Co-pilot hijacker makes crash threat on plane
One passenger said the hijacker threatened to crash the plane if the pilot did not stop pounding on the locked door. Another said passengers were terrified “for hours” as the plane careened across the sky.
The Boeing 767-300 took off from the Ethiopian capital of Addis Ababa on an overnight flight to Milan and Rome, but an Ethiopian official said it sent a distress message over Sudan that it had been hijacked. Once the plane was over Europe, two Italian fighter jets and later French jets were scrambled to accompany it.
The plane, supposed to go to Milan first, landed in Geneva at about 6am local time (0500 GMT). Officials said no one on the flight was injured and the hijacker was taken into custody after surrendering to Swiss police.
“The pilot went to the toilet and he (the co-pilot) locked himself in the cockpit,” Geneva airport chief executive Robert Deillon told reporters. “(He) wanted asylum in Switzerland.”
It was not clear why the co-pilot, a 31-year-old Ethiopian, chose Switzerland, where voters recently demanded curbs on immigration. Italy, however, has a reputation among many Africans as not being hospitable to asylum seekers.

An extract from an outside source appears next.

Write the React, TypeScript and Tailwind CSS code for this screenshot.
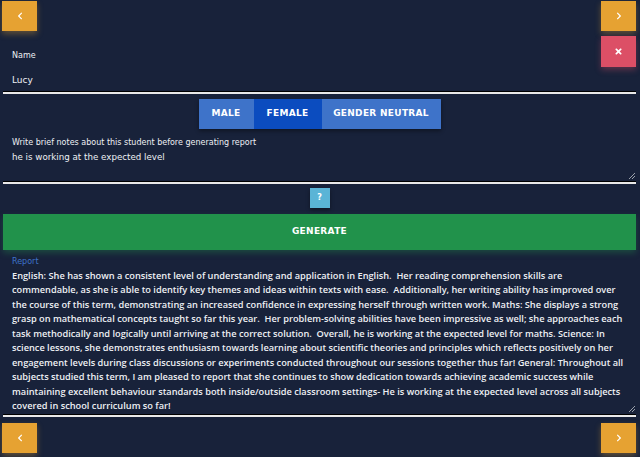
import React, { useLayoutEffect, useRef, useState } from 'react';
import { FaChevronLeft, FaChevronRight, FaTimes } from 'react-icons/fa';

const reportLines = [
  'English: She has shown a consistent level of understanding and application in English.  Her reading comprehension skills are',
  'commendable, as she is able to identify key themes and ideas within texts with ease.  Additionally, her writing ability has improved over',
  'the course of this term, demonstrating an increased confidence in expressing herself through written work. Maths: She displays a strong',
  'grasp on mathematical concepts taught so far this year.  Her problem-solving abilities have been impressive as well; she approaches each',
  'task methodically and logically until arriving at the correct solution.  Overall, he is working at the expected level for maths. Science: In',
  'science lessons, she demonstrates enthusiasm towards learning about scientific theories and principles which reflects positively on her',
  'engagement levels during class discussions or experiments conducted throughout our sessions together thus far! General: Throughout all',
  'subjects studied this term, I am pleased to report that she continues to show dedication towards achieving academic success while',
  'maintaining excellent behaviour standards both inside/outside classroom settings- He is working at the expected level across all subjects',
  'covered in school curriculum so far!',
];

const NavButton = ({ dir }: { dir: 'left' | 'right' }) => (
  <button className="w-[35px] h-[30px] bg-[#e6a232] flex items-center justify-center text-white shadow-[0_3px_6px_rgba(230,162,50,0.35)]">
    {dir === 'left' ? <FaChevronLeft size={8} /> : <FaChevronRight size={8} />}
  </button>
);

const Grip = () => (
  <svg width="6" height="6" viewBox="0 0 6 6" className="absolute right-[1px] bottom-[3px]">
    <path d="M6 0 L0 6 M6 3 L3 6" stroke="#9aa0aa" strokeWidth="1" />
  </svg>
);

// fit the widest report line into the textarea width
const ReportText = () => {
  const ref = useRef<HTMLDivElement>(null);
  const [size, setSize] = useState(10);
  useLayoutEffect(() => {
    if (!ref.current) return;
    const spans = Array.from(ref.current.querySelectorAll('span'));
    const max = Math.max(...spans.map((s) => s.getBoundingClientRect().width));
    if (max > 0) setSize((s) => (s * 612) / max);
  }, []);
  return (
    <div ref={ref} className="font-['Open_Sans',sans-serif] font-semibold leading-[14.45px] mt-[1px] whitespace-pre" style={{ fontSize: size }}>
      {reportLines.map((l, i) => (
        <div key={i}>
          <span>{l}</span>
        </div>
      ))}
    </div>
  );
};

export default function App() {
  return (
    <div className="w-[640px] h-[457px] bg-[#18223a] text-[#eef0f4] font-['DejaVu_Sans',sans-serif] pl-[3px] pr-[4px] pt-px overflow-hidden">
      <div className="flex justify-between -ml-px">
        <NavButton dir="left" />
        <NavButton dir="right" />
      </div>

      {/* name */}
      <div className="relative mt-[5px] h-[58px] pl-[9px] pt-[14px] border-b-2 border-[#e9e9e9] shadow-[inset_0_-1px_0_#000]">
        <div className="text-[8px] leading-[12px]">Name</div>
        <div className="text-[9px] leading-[14px] mt-[11px]">Lucy</div>
        <button className="absolute right-0 top-0 w-[35px] h-[31px] bg-[#dc4f66] flex items-center justify-center text-white shadow-[0_3px_6px_rgba(220,79,102,0.35)]">
          <FaTimes size={9} />
        </button>
      </div>

      {/* gender */}
      <div className="flex justify-center mt-[5px]">
        <div className="flex h-[30px] text-[9px] font-bold tracking-[0.3px] text-white shadow-[0_2px_4px_rgba(0,0,0,0.4)]">
          <div className="w-[55px] bg-[#3e73c9] flex items-center justify-center">MALE</div>
          <div className="w-[68px] bg-[#0b4cbf] flex items-center justify-center">FEMALE</div>
          <div className="w-[119px] bg-[#3e73c9] flex items-center justify-center">GENDER NEUTRAL</div>
        </div>
      </div>

      {/* notes */}
      <div className="relative mt-[5px] h-[50px] pl-[9px] pt-[3px] border-b-2 border-[#e9e9e9] shadow-[inset_0_-1px_0_#000]">
        <div className="text-[8px] leading-[12px]">Write brief notes about this student before generating report</div>
        <div className="text-[8.7px] leading-[14px] mt-[1px]">he is working at the expected level</div>
        <Grip />
      </div>

      <div className="flex justify-center mt-[4px]">
        <button className="w-[20px] h-[20px] bg-[#5ab4d6] text-white text-[8px] font-bold flex items-center justify-center shadow-[0_2px_4px_rgba(0,0,0,0.4)]">?</button>
      </div>

      <button className="mt-[6px] w-full h-[36px] bg-[#21924b] text-white text-[9px] font-bold tracking-[0.3px] shadow-[0_3px_6px_rgba(33,146,75,0.35)]">
        GENERATE
      </button>

      {/* report */}
      <div className="relative mt-[6px] pl-[9px] pb-px border-b-2 border-[#e9e9e9] shadow-[inset_0_-1px_0_#000]">
        <div className="text-[8px] leading-[12px] text-[#3e73c9]">Report</div>
        <ReportText />
        <Grip />
      </div>

      <div className="flex justify-between mt-[6px] -ml-px">
        <NavButton dir="left" />
        <NavButton dir="right" />
      </div>
    </div>
  );
}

Ethiopian Airlines is owned by Ethiopia’s government, which has faced persistent criticism over its rights record and its alleged intolerance of political dissent. Geneva police said the co-pilot claimed he felt threatened in Ethiopia.
An Italian passenger on board, Francesco Cuomo, told the Italian news agency ANSA some passengers woke up shortly after midnight when the plane started to “bounce”.
“The pilot was threatening to open the cockpit door and tried to knock it down,” said Mr Cuomo, a 25-year-old economist. “At this point, a message was transmitted in poor English, but the threat to crash the plane was clearly understood.”
Oxygen masks then came down, he said, making everyone very tense.
Ethiopia’s communications minister, Redwan Hussein, named the alleged hijacker as Hailemedhin Abera and said the man had worked for Ethiopian Airlines for five years. He said Ethiopia will seek his extradition.